Jim’s Tech Talk
By Jim Langley
For this Tech Talk, I’m letting my friend, Bruce L Ross take a pull. He wrote me recently with some fun bike bling ideas, which seemed very appropriate for this festive time of year.
Bruce lives just a short ride from me here in Santa Cruz, California. If you’ve been reading RBR for awhile you may recall that he penned a nice 2-part technical article for us about upgrading his Colnago C59 Italia to front disc braking. It’s here if you missed it: Converting Your Bike to a Hybrid Disc/Rim Brake Setup, Part 1
Before Ross takes the lead, I want to thank Mark “Killa” Barrilleaux, Tom in MN, Gary Turney, Michael Leven, and Stephen Turk for sharing some great additional tips for our finicky front derailleur adjustments story last week. Be sure to check out their helpful tips if you’re getting up to speed on tuning front derailleurs.
Now, with a flick of my elbow, Bruce puts his nose into the wind…
“I thought I would pass along a bit of bike bling for those looking to customize their road bikes, Jim. At my age (67) I’ve adopted the philosophy that looking cool is better than being cool. It’s like I’m back in middle school.”
I know Bruce is just joking, but I think it’s worth pointing out that besides looking cool, customizing your bike also makes it unique to you. Anybody can buy a certain model of road bike but unless you add some bling, all of those model bikes are almost exactly the same.
Also, maybe you’ve had the experience of visiting the porta-potty wall at a bike event, laying your bike down and then coming out to find two or three bikes the same as yours laying next to yours, making it possible to grab the wrong one. Don’t scoff – it has happened to me!
Another benefit of customizing your baby is to help identify it should it get stolen and recovered. The small details can prove that it’s your bike, not just another Specialized Tarmac, etc. My fraternity brother, Peter Leyden, recovered his stolen Peugeot in Long Island this way. He had written his name on the bottom of his saddle and the police accepted that as proof that he – not the thief – owned the bike.
Back to Bruce: “The first custom piece was something I purchased for my Colnago’s hybrid braking system. It’s a 160mm Carbon-Ti rotor you can see here. I think you’ll agree that it nicely complements the carbon rim and fork.
I got the one on my bike from one of their US sellers (forgot the name) and had Harry at Spokesman Bicycles install it. It works great so far and is, in my opinion, far better looking than Shimano’s road rotors. I believe Colnago used these on their “C64 Gold” bikes which were in limited production and currently sold-out.
Custom End Plugs
I also ran into a site on the Internet of a fellow in Britain that produces custom handlebar plugs.
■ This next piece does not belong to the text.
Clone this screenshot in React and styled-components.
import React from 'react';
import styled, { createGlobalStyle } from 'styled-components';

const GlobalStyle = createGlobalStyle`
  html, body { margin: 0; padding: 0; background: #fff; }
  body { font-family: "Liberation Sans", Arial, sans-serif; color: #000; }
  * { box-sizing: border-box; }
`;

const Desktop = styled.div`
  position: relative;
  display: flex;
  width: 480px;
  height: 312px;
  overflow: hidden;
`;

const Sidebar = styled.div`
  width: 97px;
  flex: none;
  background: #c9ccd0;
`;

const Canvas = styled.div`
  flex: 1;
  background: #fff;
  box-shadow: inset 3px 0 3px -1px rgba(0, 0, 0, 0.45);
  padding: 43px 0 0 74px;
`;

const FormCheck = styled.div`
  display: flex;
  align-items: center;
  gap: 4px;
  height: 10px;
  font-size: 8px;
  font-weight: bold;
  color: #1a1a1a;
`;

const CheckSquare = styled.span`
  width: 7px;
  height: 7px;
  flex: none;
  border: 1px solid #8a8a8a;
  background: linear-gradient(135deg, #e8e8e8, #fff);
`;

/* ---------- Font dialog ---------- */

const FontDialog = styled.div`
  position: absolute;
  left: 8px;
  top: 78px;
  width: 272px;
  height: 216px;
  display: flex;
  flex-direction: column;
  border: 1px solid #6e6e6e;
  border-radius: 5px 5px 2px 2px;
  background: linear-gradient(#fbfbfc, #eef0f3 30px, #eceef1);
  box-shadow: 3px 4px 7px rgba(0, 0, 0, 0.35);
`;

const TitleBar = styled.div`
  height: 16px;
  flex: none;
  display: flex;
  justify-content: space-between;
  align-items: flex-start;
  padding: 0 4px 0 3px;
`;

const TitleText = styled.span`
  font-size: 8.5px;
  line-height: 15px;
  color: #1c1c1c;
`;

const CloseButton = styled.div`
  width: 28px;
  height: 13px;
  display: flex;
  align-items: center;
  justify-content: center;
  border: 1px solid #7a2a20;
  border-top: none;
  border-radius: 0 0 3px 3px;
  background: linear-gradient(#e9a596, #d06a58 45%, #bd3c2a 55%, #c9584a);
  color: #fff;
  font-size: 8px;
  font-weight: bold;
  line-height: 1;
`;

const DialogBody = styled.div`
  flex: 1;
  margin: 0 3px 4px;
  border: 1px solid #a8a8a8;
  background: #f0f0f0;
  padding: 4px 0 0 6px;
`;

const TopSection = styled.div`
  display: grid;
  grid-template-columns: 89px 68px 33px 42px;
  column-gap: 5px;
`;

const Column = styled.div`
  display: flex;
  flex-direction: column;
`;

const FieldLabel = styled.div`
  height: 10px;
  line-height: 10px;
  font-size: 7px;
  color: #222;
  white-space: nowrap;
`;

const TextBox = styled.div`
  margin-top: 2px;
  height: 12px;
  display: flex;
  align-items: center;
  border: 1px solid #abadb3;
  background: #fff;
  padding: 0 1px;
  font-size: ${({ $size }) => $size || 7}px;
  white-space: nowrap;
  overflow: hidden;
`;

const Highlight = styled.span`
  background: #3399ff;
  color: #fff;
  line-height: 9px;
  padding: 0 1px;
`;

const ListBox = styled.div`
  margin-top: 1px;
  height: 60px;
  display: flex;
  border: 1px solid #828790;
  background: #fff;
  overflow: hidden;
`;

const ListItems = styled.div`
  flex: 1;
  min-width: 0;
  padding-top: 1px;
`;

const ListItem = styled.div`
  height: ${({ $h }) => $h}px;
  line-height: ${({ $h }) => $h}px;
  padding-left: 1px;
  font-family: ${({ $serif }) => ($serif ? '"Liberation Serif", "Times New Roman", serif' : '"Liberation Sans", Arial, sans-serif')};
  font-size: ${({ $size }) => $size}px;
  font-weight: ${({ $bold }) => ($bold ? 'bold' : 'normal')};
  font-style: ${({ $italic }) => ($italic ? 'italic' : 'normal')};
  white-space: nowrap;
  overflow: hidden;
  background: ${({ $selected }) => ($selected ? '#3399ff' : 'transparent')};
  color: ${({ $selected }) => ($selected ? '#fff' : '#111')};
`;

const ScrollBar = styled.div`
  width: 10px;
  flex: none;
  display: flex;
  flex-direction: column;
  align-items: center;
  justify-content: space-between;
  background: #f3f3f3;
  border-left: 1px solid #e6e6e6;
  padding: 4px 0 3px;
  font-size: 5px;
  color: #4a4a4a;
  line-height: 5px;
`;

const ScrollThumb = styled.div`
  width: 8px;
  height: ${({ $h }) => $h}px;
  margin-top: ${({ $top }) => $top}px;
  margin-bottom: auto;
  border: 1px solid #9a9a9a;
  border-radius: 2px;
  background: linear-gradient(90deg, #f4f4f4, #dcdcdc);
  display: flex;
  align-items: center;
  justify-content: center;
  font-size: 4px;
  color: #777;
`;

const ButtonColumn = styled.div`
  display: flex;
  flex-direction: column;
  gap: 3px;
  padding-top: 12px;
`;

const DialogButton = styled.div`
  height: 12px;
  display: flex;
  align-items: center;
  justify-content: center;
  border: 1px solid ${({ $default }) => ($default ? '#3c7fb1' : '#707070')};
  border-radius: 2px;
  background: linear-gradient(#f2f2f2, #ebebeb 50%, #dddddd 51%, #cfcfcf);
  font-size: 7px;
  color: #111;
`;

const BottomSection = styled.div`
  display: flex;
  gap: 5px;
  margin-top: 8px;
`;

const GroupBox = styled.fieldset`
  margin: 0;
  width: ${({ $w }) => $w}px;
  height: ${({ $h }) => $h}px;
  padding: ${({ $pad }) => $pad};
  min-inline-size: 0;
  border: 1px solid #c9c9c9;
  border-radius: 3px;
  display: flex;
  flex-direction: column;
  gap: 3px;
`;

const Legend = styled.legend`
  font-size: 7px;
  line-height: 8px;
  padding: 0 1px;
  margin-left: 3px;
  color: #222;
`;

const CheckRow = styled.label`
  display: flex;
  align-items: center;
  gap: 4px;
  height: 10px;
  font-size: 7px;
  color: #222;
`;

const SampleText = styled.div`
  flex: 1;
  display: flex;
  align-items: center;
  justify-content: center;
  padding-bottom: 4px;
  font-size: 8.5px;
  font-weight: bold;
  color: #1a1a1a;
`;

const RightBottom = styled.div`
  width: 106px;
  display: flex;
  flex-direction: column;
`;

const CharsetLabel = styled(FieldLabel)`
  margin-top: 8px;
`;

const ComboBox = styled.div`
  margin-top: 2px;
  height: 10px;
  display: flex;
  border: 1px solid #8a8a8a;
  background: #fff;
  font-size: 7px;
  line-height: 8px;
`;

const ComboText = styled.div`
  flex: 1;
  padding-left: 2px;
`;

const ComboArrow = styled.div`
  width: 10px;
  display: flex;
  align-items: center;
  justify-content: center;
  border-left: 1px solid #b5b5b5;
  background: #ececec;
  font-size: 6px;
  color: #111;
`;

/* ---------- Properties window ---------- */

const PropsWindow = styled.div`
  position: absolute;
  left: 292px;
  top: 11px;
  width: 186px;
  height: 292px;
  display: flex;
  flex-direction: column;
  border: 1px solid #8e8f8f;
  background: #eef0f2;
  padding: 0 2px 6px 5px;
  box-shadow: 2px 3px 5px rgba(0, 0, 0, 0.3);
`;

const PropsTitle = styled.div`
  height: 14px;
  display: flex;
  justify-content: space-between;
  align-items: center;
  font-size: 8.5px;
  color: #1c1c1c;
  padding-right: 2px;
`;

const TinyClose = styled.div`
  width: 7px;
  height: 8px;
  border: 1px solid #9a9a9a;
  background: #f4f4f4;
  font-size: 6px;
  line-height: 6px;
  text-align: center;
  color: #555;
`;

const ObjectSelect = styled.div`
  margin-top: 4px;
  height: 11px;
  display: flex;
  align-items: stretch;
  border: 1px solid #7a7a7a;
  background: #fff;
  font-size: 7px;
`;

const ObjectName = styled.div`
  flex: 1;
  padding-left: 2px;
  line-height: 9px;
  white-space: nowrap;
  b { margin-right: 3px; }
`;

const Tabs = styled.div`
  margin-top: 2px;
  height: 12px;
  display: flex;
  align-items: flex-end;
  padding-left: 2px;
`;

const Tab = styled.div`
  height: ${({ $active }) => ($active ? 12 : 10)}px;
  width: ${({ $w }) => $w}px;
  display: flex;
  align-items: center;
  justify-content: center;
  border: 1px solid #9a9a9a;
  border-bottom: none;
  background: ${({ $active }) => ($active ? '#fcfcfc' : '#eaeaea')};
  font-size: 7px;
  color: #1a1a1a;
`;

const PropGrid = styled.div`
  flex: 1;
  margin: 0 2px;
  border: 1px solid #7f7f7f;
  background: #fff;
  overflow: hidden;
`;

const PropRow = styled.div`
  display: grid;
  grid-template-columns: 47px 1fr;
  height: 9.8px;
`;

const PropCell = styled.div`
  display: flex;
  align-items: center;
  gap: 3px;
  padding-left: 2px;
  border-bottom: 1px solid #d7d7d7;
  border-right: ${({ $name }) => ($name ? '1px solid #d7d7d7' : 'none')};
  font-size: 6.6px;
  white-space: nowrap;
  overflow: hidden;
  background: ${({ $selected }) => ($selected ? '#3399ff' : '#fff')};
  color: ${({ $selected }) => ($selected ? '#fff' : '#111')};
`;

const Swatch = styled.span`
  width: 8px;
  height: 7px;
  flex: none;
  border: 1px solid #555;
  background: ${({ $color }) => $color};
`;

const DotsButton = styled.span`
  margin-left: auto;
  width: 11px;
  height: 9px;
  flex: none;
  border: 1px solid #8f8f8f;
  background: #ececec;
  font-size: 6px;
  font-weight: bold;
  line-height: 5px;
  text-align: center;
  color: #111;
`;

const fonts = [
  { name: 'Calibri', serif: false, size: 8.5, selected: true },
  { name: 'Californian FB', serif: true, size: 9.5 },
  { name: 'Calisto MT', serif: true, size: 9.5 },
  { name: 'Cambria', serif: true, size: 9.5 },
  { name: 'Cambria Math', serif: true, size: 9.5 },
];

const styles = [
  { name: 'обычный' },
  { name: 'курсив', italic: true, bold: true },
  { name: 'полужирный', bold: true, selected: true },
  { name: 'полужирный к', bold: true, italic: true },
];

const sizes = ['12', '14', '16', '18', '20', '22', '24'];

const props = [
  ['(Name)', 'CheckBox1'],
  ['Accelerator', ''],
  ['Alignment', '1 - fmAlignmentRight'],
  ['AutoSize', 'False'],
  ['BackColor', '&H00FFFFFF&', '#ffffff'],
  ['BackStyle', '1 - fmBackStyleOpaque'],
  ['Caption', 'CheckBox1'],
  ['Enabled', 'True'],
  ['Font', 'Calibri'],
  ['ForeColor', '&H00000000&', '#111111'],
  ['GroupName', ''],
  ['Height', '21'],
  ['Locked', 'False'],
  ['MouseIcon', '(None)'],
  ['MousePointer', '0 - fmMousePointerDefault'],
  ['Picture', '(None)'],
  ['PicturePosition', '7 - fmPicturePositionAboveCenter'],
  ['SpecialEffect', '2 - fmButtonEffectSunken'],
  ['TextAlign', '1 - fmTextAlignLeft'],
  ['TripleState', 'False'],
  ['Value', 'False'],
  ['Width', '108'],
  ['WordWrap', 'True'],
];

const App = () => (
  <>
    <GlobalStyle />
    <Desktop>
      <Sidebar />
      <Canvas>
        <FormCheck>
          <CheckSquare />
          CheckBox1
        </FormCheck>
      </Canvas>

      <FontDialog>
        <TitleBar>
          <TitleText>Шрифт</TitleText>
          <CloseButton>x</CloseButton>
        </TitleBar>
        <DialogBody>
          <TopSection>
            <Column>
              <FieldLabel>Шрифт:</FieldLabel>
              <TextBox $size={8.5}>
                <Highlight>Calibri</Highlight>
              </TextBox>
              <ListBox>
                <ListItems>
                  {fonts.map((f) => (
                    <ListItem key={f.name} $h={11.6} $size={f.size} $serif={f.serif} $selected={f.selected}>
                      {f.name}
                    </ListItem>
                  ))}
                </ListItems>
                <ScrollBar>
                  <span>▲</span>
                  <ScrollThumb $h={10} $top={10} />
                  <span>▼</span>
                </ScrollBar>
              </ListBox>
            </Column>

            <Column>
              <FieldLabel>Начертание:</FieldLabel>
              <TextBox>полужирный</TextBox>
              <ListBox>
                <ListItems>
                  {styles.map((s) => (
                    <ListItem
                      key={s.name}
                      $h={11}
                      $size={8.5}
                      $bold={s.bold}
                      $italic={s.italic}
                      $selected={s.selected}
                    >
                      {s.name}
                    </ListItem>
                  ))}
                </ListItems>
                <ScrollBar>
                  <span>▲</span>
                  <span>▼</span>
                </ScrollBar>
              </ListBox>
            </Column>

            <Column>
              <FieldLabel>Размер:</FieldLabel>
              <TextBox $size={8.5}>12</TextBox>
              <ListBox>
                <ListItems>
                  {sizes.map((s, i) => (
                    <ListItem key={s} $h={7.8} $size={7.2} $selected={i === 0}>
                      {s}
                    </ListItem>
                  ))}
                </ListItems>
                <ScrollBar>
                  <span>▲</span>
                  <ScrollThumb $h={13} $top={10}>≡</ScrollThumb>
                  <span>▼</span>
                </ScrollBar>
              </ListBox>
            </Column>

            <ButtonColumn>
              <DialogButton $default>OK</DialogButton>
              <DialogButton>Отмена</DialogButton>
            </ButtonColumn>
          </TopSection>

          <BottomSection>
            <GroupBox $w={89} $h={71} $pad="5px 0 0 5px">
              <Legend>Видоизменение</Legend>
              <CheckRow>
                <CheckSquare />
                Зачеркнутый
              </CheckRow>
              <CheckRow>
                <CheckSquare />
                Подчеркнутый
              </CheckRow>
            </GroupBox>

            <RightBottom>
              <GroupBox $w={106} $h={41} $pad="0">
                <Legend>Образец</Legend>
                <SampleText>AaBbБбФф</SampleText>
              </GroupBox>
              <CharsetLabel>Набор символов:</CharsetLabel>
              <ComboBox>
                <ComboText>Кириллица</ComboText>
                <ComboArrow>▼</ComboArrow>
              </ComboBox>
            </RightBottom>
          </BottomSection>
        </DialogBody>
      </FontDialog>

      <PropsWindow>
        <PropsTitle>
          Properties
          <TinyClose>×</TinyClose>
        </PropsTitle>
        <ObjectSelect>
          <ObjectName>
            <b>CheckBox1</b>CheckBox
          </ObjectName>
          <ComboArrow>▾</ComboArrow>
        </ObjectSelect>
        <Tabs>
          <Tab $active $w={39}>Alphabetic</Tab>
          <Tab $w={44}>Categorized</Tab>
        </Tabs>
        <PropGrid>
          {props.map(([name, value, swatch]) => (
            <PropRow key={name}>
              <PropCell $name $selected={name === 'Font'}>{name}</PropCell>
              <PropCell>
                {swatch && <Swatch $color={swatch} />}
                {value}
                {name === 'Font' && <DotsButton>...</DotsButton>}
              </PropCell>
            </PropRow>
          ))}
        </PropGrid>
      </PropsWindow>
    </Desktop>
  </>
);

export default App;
Besides the ones he has listed he has artwork that can produce logos for any bike manufacturer so I got several that fit the Italian road bikes I have – Pegoretti, Colnago and Fondriest.
One of my favorite upgrades is having saddles recovered. Here are photos of three I’ve had redone by either Mick Peel of Busyman Bicycles or Carson Leh at Leh Cycling.
-Burgundy red recovered Fizik Aliente – currently on my Ibis Mojo SL
-Shagreen recovered Fizik Arione – currently on my Fondriest TF1
-White Kangaroo perforated with silver underlay recovered Fizik Arione – currently on my Seven 622slx”
Thanks for the very cool customization ideas and resources, Bruce. That Shagreen Fizik Arione is stunning!
Custom Headset Caps
Want to keep going? There are all kinds of options when it comes to headset cap bling. Several different sites specialize in custom and pre-made designs. They come in a multitude of colors to match your bike. Here are some examples that come from three different sites that make them.
Readers, please keep the ideas coming by sharing your favorite bike blings in Comments.
Ride total: 9,115
Veloink makes very nice vinyl decals you can use to put your name on your bike. A wide range of options is avaialble.
Jim Langley says
That’s a great tip, Jeff. Thanks!
Marchant Wentworth says
I put my name and contact info on a 3 x 5 card and stick it in the right hand drop part of the handlebar. Thieves never check and it has helped me ID a bike with the cops and get the bike back.
Jim Langley says
That’s a clever trick, Marchant. Thanks for sharing and good job getting your bike back!
I use paracord instead of handle bar tape.